In 14 articoli si snodano tutta una serie di principi che attengono alla cosiddetta “cittadinanza digitale” e che rappresentano un aggiornamento di diritti già esistenti e che diventano più difficilmente fruibili in Rete. Anzitutto il diritto di accesso a Internet, che dovrebbe essere garantito a tutti i cittadini, indipendentemente dalle aree geografiche e dalle condizioni culturali di partenza. Già questo punto appare a tutt’oggi utopistico, considerato che in molte aree periferiche del territorio italiano si fa addirittura fatica a parlare al telefono o a connettersi a internet e che il progetto di banda larga continua a segnare il passo, sia per mancanza di strategia politica sia per scetticismo delle aziende nell’investire. E poi c’è l’analfabetismo informatico di milioni di italiani ultrasessantacinquenni che non hanno mai mandato un’email in vita loro e che ben difficilmente potrebbero abituarsi a interloquire con la pubblica amministrazione esclusivamente attraverso un computer. In questo senso, i principi della neutralità tecnologica, delle pari opportunità e dell’uguaglianza nel mondo dei media, continuano ad essere delle chimere.
C’è poi il tema dell’autodeterminazione informativa, cioè del controllo dei propri dati in Rete, che appare fortemente insidiato dallo strapotere dei colossi del Web. Questi ultimi, a fini pubblicitari e commerciali, profilano gli utenti e monitorano i nostri comportamenti di navigazione per inoltrarci pressanti suggerimenti di consumo. Anche su questo punto, al di là di pur lodevoli proclami, occorrono leggi molto vincolanti che impediscano realmente l’utilizzo delle nostre informazioni personali da parte di chi vuole utilizzarle per incrementare il proprio business.

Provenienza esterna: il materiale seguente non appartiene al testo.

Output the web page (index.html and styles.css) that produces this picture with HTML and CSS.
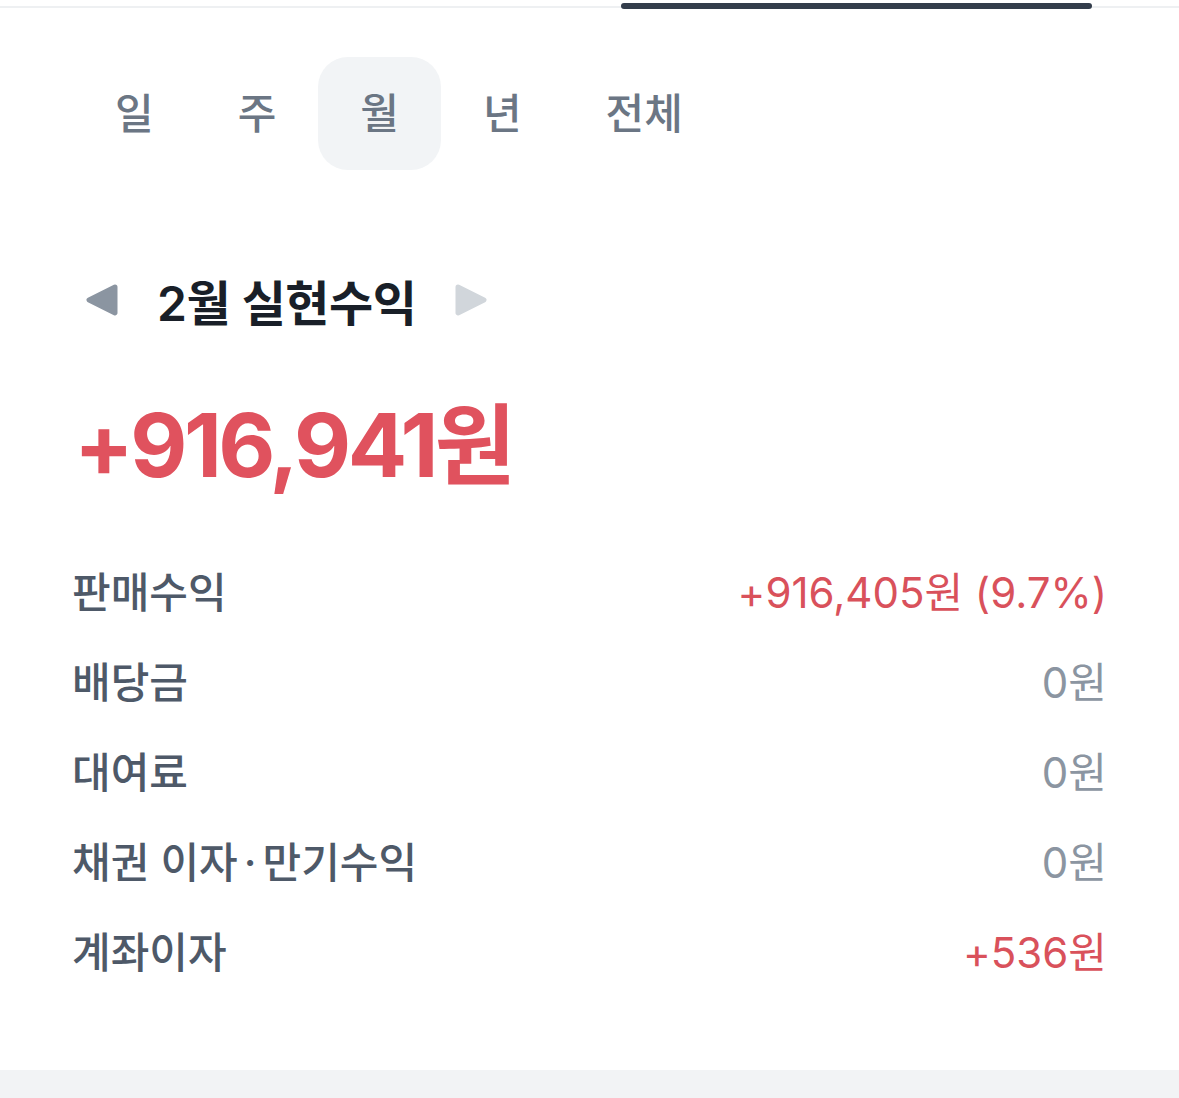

Tutto questo rimanda alla vulnerabilità della riservatezza in Rete. Da tre anni si discute a Bruxelles della riforma della privacy, anche attraverso l’introduzione di maggiori tutele per i cittadini, come per esempio il diritto all’oblio, cioè alla rimozione di informazioni non più essenziali e non più attuali. I cosiddetti “Over the top” come Google, Amazon Facebook e altri si oppongono a una riforma del genere, che li priverebbe della possibilità di utilizzare una massiccia e illimitata mole di dati prodotti da altri. Il diritto all’oblio si è sin qui affermato per via giurisprudenziale, sia in sede europea sia nei singoli Stati nazionali, attraverso illuminate sentenze che hanno fissato un nuovo punto di bilanciamento tra il diritto all’informazione e la tutela della privacy e della dignità dei protagonisti delle notizie che circolano in Internet.
È evidente che la Dichiarazione prodotta dalla commissione parlamentare italiana non può incidere in alcun modo sull’effettività dei diritti in Rete. Può, tuttavia, stimolare una riflessione non banale sull’esigenza di non lasciare campo libero a chi nel Web vorrebbe fare la voce grossa e imporre le sue regole economiche e mercantili. Le persone hanno diritto ad essere rispettate anche in un ambiente transnazionale, ubiquo e planetario come la Rete. Una Carta dei diritti di internet potrebbe far parte della riforma dell’Agenda digitale europea, in calendario nel 2015. Nel frattempo, Stati come l’Italia dovrebbero diventare più severi sul piano normativo, emanando norme come quella sulla Web tax, in grado di obbligare soggetti dominanti sul mercato dei servizi on line a versare le tasse in Italia e a contribuire in questo modo alla crescita nazionale. Nell’attesa che il tema entri a tutti gli effetti nell’agenda delle priorità a livello di governance europea, il nostro legislatore dovrebbe ristabilire criteri di equità nella filiera di produzione e di distribuzione delle informazioni, combattendo con fermezza i saccheggi di opere creative da parte dei colossi della Rete e il conseguente impoverimento delle aziende editoriali, e non solo editoriali, del nostro Paese.